With the whale on the journey

"Free" drones - those without a connection to a base station - can be a tremendous help during research expeditions or environmental monitoring in vast or remote areas such as the open ocean, but there is still room for improvement. For example, unmanned drones are not the best choice for long-duration missions because they have no external power sources to fall back on if their battery fails.

To improve this, scientists have 3D printed a "dual" robot for operations in both air and water that can reduce its power consumption by "hitchhiking." The robot features a suction cup inspired by ship-holding fish, which can attach to marine animals such as whales and sharks using their adhesive discs. The adhesive disc of the remote-controlled robot can stick to wet and dry surfaces with different textures, even moving objects.

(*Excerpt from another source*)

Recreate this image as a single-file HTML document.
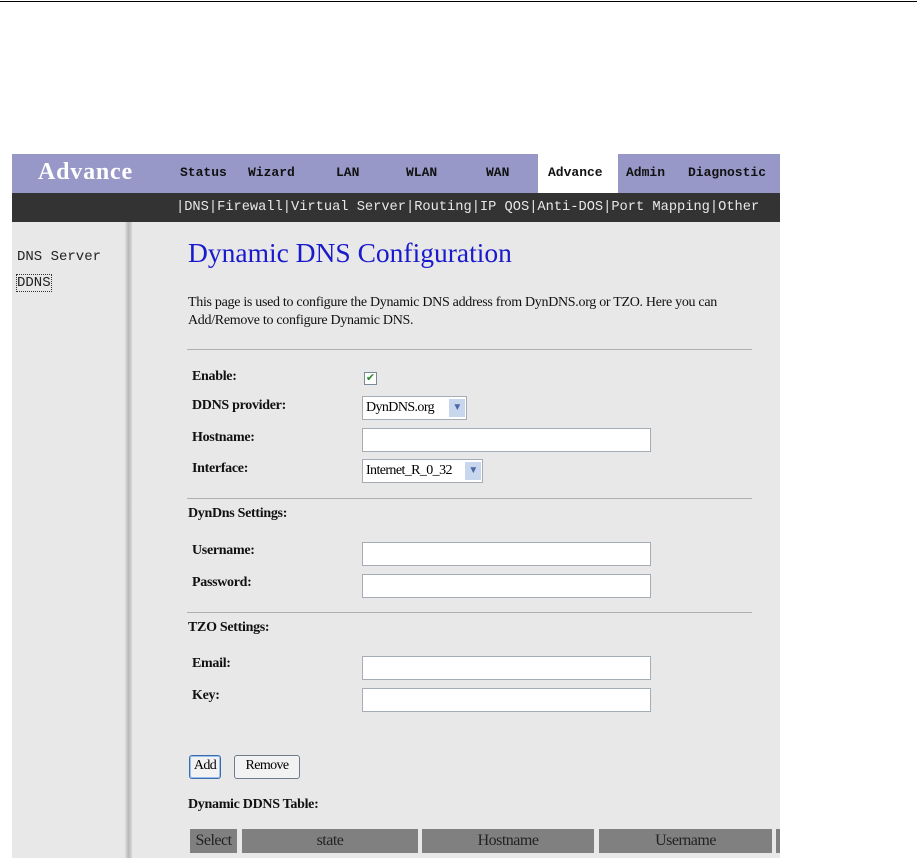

In various tests, the robot rode on a floating host vehicle to capture video footage of the seafloor, such as hermit crabs, scallops and seagrasses. "Our study shows how we took inspiration from the adhesion mechanism of ship-holding fish and combined it with aerial robotic systems to achieve novel mobility methods for robotics," said Mirko Kovac, who heads both Empa's Materials and Technology Center of Robotics and the Aerial Robotics Lab at Imperial College London.

In the process, the hitchhiking robot consumed almost 20 times less energy than if it were self-propelled. In their tests, the team was able to show that the robot can also hitchhike in the open ocean, take video even during the transition from air to water, and perform salvage operations in both fresh and salt water.